Both candidates are struggling, but it would be interesting to have a president named “Castro” so close after having a president whose middle name is “Hussein.”

8 COMMENTS

  1. “White Man’s Candidate” “Interests of White people” (Seriously???)

    Yup that’s me. I Only voted for Trump because of your “white” statements. Unbelievable.

    You’re 100% wrong about Trump. Why the hate?

    Those “white” supporters at his rallies, “as if someone’s color makes a difference,” are there because they have an interest in the country and politics.

    • Hate?? The reader protesteth too much, methinks.

      The article was about how Booker and Castro have trouble firing up their ethnic group, and Trump does not.

      • Seeing as the platform of the Republican Party right now is entirely made up of white identity politics, the focus on diversity among non-nazi candidates is a natural response.

    • Whether you are a white supremacists or not, at this point there is no doubt that Trump IS a white supremacist. The white supremacist groups know it, and claim him as one of their own. I sincerely hope that racism is not what influenced you to support Trump. Only you know the answer to that.
      Why the hate? Trump preaches hate, and has since before the beginning of his campaign, the hate against him is a reaction to that. As far as the white people at his rallies, are white people the only ones interested in this country and it’s politics. Are there few black, brown people there because they are not interested, or fear they would not be welcome there or even in danger from Trump’s supporters?
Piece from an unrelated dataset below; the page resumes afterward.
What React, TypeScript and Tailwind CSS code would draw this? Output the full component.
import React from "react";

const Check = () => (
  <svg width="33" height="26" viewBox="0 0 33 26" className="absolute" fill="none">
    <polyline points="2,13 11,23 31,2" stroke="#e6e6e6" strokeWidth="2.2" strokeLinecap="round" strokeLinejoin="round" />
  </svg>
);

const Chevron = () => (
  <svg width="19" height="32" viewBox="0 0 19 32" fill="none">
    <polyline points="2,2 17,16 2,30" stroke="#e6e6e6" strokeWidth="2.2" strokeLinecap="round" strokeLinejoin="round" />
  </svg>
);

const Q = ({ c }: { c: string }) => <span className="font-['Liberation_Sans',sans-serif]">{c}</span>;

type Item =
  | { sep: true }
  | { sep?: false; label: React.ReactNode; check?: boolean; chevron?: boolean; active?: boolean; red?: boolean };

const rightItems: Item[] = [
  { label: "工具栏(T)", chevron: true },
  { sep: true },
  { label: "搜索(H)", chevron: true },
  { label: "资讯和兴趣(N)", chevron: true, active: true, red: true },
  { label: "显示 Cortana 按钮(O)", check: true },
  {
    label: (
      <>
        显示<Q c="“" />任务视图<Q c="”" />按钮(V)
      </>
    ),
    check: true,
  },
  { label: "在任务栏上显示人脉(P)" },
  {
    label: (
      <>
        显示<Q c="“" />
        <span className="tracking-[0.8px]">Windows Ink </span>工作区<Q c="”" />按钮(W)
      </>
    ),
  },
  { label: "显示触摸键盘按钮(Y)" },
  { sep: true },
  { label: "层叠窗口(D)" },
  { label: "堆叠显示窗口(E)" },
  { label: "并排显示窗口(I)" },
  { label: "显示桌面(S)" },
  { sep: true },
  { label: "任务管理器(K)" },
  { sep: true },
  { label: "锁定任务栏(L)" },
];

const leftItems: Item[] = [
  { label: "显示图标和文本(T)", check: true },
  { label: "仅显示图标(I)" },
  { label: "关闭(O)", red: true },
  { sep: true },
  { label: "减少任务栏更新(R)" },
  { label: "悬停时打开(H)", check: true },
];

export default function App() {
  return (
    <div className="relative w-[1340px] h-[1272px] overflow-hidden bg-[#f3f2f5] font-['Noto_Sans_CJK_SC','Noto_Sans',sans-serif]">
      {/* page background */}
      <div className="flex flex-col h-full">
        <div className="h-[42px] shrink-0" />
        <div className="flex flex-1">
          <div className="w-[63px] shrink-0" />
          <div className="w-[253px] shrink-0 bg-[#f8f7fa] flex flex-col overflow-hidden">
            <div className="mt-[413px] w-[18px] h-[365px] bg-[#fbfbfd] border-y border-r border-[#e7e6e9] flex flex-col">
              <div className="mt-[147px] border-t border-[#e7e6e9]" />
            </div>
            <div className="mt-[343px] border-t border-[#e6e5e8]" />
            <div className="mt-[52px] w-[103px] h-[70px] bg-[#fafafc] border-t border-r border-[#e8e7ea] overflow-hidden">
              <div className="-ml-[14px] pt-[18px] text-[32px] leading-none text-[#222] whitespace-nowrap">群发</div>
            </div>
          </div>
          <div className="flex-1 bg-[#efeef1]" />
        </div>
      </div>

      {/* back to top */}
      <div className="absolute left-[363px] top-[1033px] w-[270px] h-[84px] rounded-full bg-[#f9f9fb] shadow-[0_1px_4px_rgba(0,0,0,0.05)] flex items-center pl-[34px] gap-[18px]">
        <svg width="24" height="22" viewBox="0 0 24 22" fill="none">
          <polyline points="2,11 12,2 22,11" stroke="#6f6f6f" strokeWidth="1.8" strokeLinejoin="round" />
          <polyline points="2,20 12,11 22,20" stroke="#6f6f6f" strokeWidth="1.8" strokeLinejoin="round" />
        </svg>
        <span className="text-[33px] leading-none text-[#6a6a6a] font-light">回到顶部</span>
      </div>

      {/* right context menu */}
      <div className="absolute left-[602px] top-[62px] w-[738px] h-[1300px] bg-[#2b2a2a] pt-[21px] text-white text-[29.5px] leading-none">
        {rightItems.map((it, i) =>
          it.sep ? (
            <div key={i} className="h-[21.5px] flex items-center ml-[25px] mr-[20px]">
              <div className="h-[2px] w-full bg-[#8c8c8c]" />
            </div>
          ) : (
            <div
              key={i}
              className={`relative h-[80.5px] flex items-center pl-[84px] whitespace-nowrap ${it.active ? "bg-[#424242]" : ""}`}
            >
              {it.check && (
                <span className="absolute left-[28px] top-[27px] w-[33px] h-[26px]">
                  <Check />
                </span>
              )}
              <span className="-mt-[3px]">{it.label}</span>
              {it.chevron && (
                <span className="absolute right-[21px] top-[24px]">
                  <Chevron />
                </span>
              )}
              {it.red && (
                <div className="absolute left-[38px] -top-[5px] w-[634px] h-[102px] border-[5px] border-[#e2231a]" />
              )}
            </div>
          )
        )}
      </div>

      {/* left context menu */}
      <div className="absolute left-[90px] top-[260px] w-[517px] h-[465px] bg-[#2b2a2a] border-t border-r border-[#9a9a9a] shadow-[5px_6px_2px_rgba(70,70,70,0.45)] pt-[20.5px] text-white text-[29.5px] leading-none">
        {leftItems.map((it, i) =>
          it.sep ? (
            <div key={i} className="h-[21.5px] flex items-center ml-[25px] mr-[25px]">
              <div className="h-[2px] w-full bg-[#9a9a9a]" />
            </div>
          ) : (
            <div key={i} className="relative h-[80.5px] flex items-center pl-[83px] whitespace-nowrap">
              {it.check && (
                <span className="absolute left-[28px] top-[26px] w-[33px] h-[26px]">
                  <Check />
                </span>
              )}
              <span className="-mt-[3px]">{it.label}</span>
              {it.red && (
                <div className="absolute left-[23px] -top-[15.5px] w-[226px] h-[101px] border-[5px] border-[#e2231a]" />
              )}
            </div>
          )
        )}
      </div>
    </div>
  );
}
      • Beto had 27, mostly white people, at his rally yesterday. He said ” I chose to be in El Paso rather than in Iowa. In Iowa there is corn and a carnival.” Yup, that’s Iowa. No doctors, etc just smelly Walmart people as Hillary said. Why the racism?

        Beto is “your” typical elite racist. Just like the others “you” think aren’t racist. But that’s your elite racists you associate with. Sad.

        Trump has thousands, inside and out inside, at his rally today. Trump is a real leader.

        He’s got the US economy cooking. Its the other countries, that haven’t followed his lead, that are hurting. That is there problem.

        Your white supremacists sickening statement just show your CNN Ignorance. People that support Trump know he isn’t a white supremacist. Nothing could change your Cnns racists mind.

        Maxine waters has the hate. “Get in their faces, etc.” You and the others have the hate. You hit kids for wearing MAGA hats. You hit, and hate people, who wear Trump clothes. Don’t try and make “Excuses” for the dems hate. Dems are supposed to be for “love and peace.” Ask yourself why the hate?

      • Stop trying to sound so innocent. Back room good old boy smoked filled Chicago politicans is the standard for Democrats.

        Trump has beaten the Dems at their own game. The hatred was really noticed when the Vietnam vets returned. They were spit on. Called baby killers by the liberal left.

        So the left has used violence for decades as a means to become noticed. Now that Trump’s rallies are the vocal you all act as though you are offended.

        The white supremacists thing is a smoke screen so you all can feel better. Trump supporters aren’t white supremacists. Not even close.

        If you claim they are then I can say Hillary loved the KKK. Why? Because she called Robert Byrd her mentor. Robert Byrd was the chief of the KKK before he supposedly changed.

        As I said Trump, who not to long ago was a Democrat, has beaten them at their own game. And you all try to act holier than thou.